Мы сегодня как раз вот обсуждали с ближайшими друзьями вопрос: а если бы Гамлет взял власть, вот что это было бы? Если власть берет Фортинбрас, мы примерно представляем: это такой Гамлет-light, Гамлет-старший, но light. «Признание падет на Фортинбраса. Мой голос умирающий — ему». У Набокова в «Bend Sinister» целая концепция такая (ну, фашистская, пародийная) того, что Фортинбрас — единственный положительный герой в драме.
Но обратите внимание, что под властью Гамлета страна вряд ли была бы счастлива. Гамлет — истерик. Возможно, было бы зверство. Возможно, была бы, понимаете, фаустианская ошибка, когда ты думаешь, что насаждаешь просвещение, а между тем насаждает ложь, как в финале «Фауста», когда Фаусту кажется, что лемуры роют каналы, а это они могилу ему роют. Так что здесь это довольно глубокий продукт, который нуждается в новом осмыслении. «Гамлет» — это пограничная пьеса, пьеса, в герое которой есть трикстерианские, и евангельские, конечно, трикстерские черты, и черты фаустианские: прежде всего, конечно, мрачная меланхолия, сосредоточенность.
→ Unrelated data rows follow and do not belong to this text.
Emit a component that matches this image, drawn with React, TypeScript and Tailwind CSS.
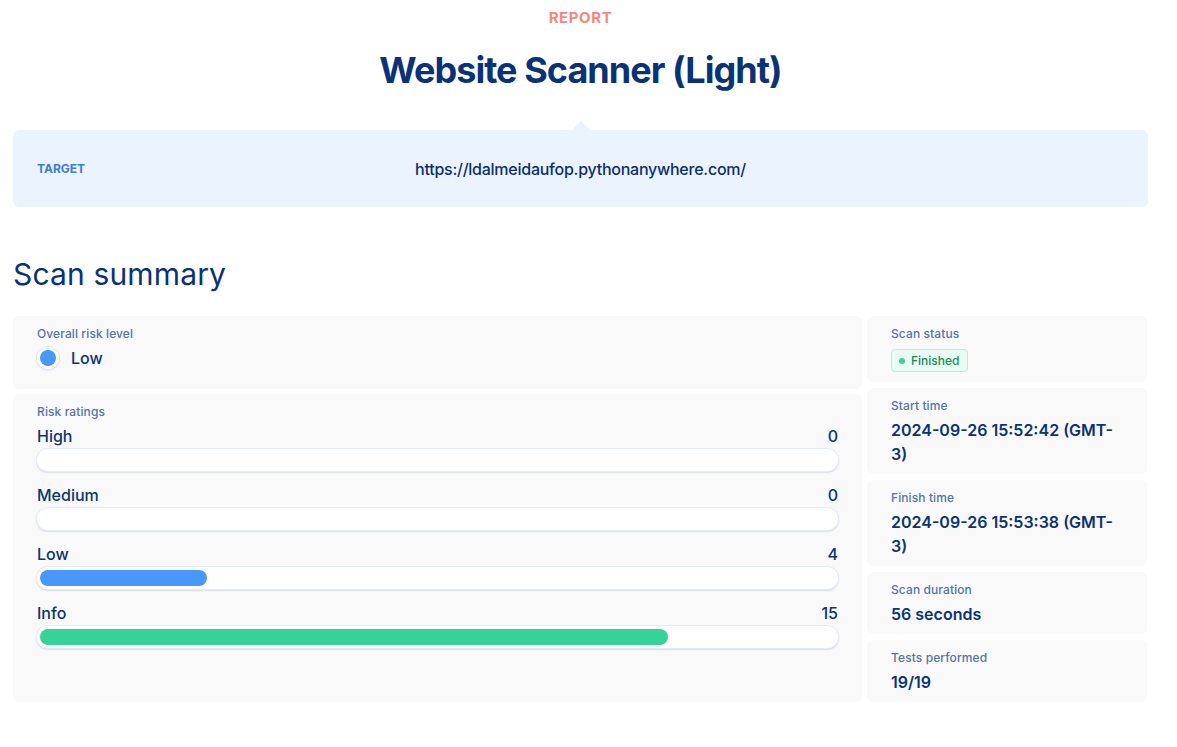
import React from "react";

const ratings = [
  { label: "High", count: 0, color: "bg-[#e5484d]" },
  { label: "Medium", count: 0, color: "bg-[#f5a623]" },
  { label: "Low", count: 4, color: "bg-[#4699fa]" },
  { label: "Info", count: 15, color: "bg-[#35d399]" },
];
const total = 19;

function Label({ children }: { children: React.ReactNode }) {
  return <div className="text-[12px] font-medium leading-4 tracking-[0.1px] text-[#5873a3]">{children}</div>;
}

function InfoCard({ label, children, h }: { label: string; children: React.ReactNode; h: string }) {
  return (
    <div className={`rounded-md bg-[#f9f9fa] px-6 pt-[10px] ${h}`}>
      <Label>{label}</Label>
      <div className="mt-1 text-[16px] font-semibold leading-6 text-[#0b3372]">{children}</div>
    </div>
  );
}

export default function App() {
  return (
    <div className="min-h-[747px] bg-white px-[13px] font-['Inter',sans-serif]">
      <div className="w-[1135px]">
        <header className="flex flex-col items-center">
          <div className="mt-[8px] text-[15px] font-bold leading-5 tracking-[0.6px] text-[#f7877a]">REPORT</div>
          <h1 className="mt-[20px] text-[36px] font-bold leading-[44px] tracking-[-0.95px] text-[#0a3277]">
            Website Scanner (Light)
          </h1>
        </header>

        <div className="relative mt-[38px] flex h-[77px] items-center rounded-md bg-[#ebf3fe] px-6">
          <div className="absolute -top-[9px] left-1/2 h-0 w-0 -translate-x-1/2 border-x-[9px] border-b-[9px] border-x-transparent border-b-[#ebf3fe]" />
          <div className="absolute left-6 text-[12px] font-bold uppercase text-[#3a7fd6]">Target</div>
          <div className="w-full text-center text-[16px] font-medium tracking-[-0.25px] text-[#0c2e6e]">
            https://ldalmeidaufop.pythonanywhere.com/
          </div>
        </div>

        <h2 className="mt-[49px] text-[30px] font-normal leading-[36px] tracking-[0.15px] text-[#0a3277]">Scan summary</h2>

        <div className="mt-[24px] flex gap-[5px]">
          <div className="flex w-[849px] flex-col gap-[5px]">
            <div className="h-[73px] rounded-md bg-[#f9f9fa] px-6 pt-[10px]">
              <Label>Overall risk level</Label>
              <div className="mt-[4px] flex items-center gap-[12px]">
                <div className="grid size-[22px] place-items-center rounded-full bg-white shadow-[0_0_0_1px_#dfe8f6,0_1px_2px_rgba(60,100,170,0.25)]">
                  <div className="size-[16px] rounded-full bg-[#4699fa]" />
                </div>
                <span className="text-[16px] font-medium leading-6 text-[#0b3372]">Low</span>
              </div>
            </div>

            <div className="flex-1 rounded-md bg-[#f9f9fa] px-6 pt-[10px]">
              <Label>Risk ratings</Label>
              <div className="mt-[4px] flex flex-col gap-[12px]">
                {ratings.map((r) => (
                  <div key={r.label}>
                    <div className="flex justify-between text-[16px] font-medium leading-6 text-[#0b3372]">
                      <span>{r.label}</span>
                      <span>{r.count}</span>
                    </div>
                    <div className="mt-[1px] h-[22px] rounded-full bg-white p-[3px] shadow-[0_0_0_1px_#e6ecf5,0_1px_2px_rgba(58,88,150,0.5)]">
                      {r.count > 0 && (
                        <div
                          className={`h-full rounded-full ${r.color}`}
                          style={{ width: `${(r.count / total) * 100}%` }}
                        />
                      )}
                    </div>
                  </div>
                ))}
              </div>
            </div>
          </div>

          <div className="flex w-[280px] flex-col gap-[6px]">
            <div className="h-[66px] rounded-md bg-[#f9f9fa] px-6 pt-[10px]">
              <Label>Scan status</Label>
              <div className="mt-[7px] inline-flex h-[23px] items-center gap-[6px] rounded-[4px] border border-[#bdebd6] bg-[#e9fbf3] px-[7px] text-[12px] font-medium text-[#1b8a5b]">
                <span className="size-[6px] rounded-full bg-[#3ad29a]" />
                Finished
              </div>
            </div>
            <InfoCard label="Start time" h="h-[86px]">
              2024-09-26 15:52:42 (GMT-
              <br />
              3)
            </InfoCard>
            <InfoCard label="Finish time" h="h-[86px]">
              2024-09-26 15:53:38 (GMT-
              <br />
              3)
            </InfoCard>
            <InfoCard label="Scan duration" h="h-[62px]">
              56 seconds
            </InfoCard>
            <InfoCard label="Tests performed" h="h-[62px]">
              19/19
            </InfoCard>
          </div>
        </div>
      </div>
    </div>
  );
}
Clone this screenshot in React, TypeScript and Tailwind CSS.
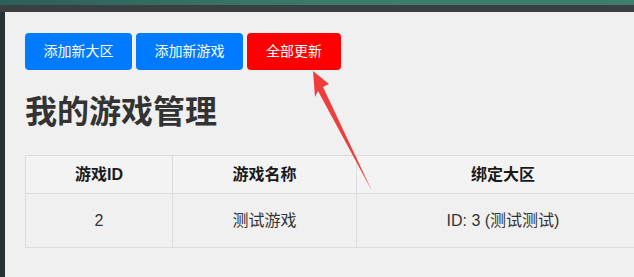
export default function App() {
  return (
    <div className="relative h-[277px] w-[634px] overflow-hidden bg-[#2a3336] font-['Liberation_Sans','Noto_Sans_CJK_SC',sans-serif]">
      {/* window chrome */}
      <div className="h-[5px] bg-gradient-to-r from-[#2c5f58] via-[#3c7a6c] to-[#3f7d6e]" />
      <div className="h-[7px] bg-[#3b3f41]" />
      <div className="flex h-[265px]">
        <div className="w-[5px] shrink-0 bg-[#263236]" />
        <div className="flex-1 overflow-hidden bg-[#f0f0f0] pl-[20px] pt-[21px]">
          <div className="flex gap-1">
            <button className="h-[37px] w-[107px] rounded-[4px] bg-[#007bff] text-[14px] text-white">添加新大区</button>
            <button className="h-[37px] w-[107px] rounded-[4px] bg-[#007bff] text-[14px] text-white">添加新游戏</button>
            <button className="h-[37px] w-[94px] rounded-[4px] bg-[#ff0000] text-[14px] text-white">全部更新</button>
          </div>
          <h1 className="mt-[23px] text-[32px] font-bold leading-[38px] text-[#333]">我的游戏管理</h1>
          <table className="mt-[24px] w-[625px] border-collapse text-[16px]">
            <thead>
              <tr className="h-[38px] bg-[#f3f3f3]">
                <th className="w-[147px] border border-[#dcdcdc] font-bold text-[#1a1a1a]">游戏ID</th>
                <th className="w-[184px] border border-[#dcdcdc] font-bold text-[#1a1a1a]">游戏名称</th>
                <th className="border border-[#dcdcdc] font-bold text-[#1a1a1a]">绑定大区</th>
              </tr>
            </thead>
            <tbody>
              <tr className="h-[54px] bg-[#f0f0f0]">
                <td className="border border-[#dcdcdc] text-center text-[#333]">2</td>
                <td className="border border-[#dcdcdc] text-center text-[#333]">测试游戏</td>
                <td className="border border-[#dcdcdc] text-center text-[#333]">ID: 3 (测试测试)</td>
              </tr>
            </tbody>
          </table>
        </div>
      </div>
      {/* annotation arrow */}
      <svg className="pointer-events-none absolute left-0 top-0" width="634" height="277" viewBox="0 0 634 277">
        <polygon points="313,71 329,84 323,87 372,191 318,91 315,97" fill="#ef3d3d" />
      </svg>
    </div>
  )
}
Отсюда же пограничность трактовки его отношений с Офелией. Для одних Офелия, ну, как в фильме Козинцева, для одних Офелия — кукла, к которой он ничего не чувствует и которая ничего не чувствует к нему, а просто она робкая девочка, лишенная разумения, такая Джинни при Гарри Поттере. И конечно, кроме сцен безумия, она нигде себя не проявляет. А возможна другая Офелия — Офелия, которую играла Сайко у Любимова. Сцена её рыдания — «О, что за гордый ум сражен!» — это одна из мощнейших сцен в спектакле, когда она оплакивала его как любящая женщина.
Соответственно, и отношение к Гамлету меняется. Понимаете, ведь есть и такие трактовки Гамлета, когда он одержим эдиповым комплексом и насаждается эдипов миф, его страсть Гертруде, и он поэтому ревнует к ней Клавдия. Есть и другая сцена: Гамлет-девственник, которому, в принципе, омерзительны все грехи и услады плоти, омерзительна Офелия, омерзительна мать. Он такой стыдливый одинокий мечтатель. Но есть вот та концепция Гамлета, которую играл Высоцкий, которая мне ближе всего: сильный человек в слабой позиции, сильный человек в унизительных обстоятельствах. И в этом смысле Гамлет трикстер уже потому, что он перекидывает мост между двумя светлыми эпохами — эпохой Возрождения и эпохой Просвещения — через два темных века. Трикстер всегда появляется в темные века. Это для меня такой вот ключевой его момент.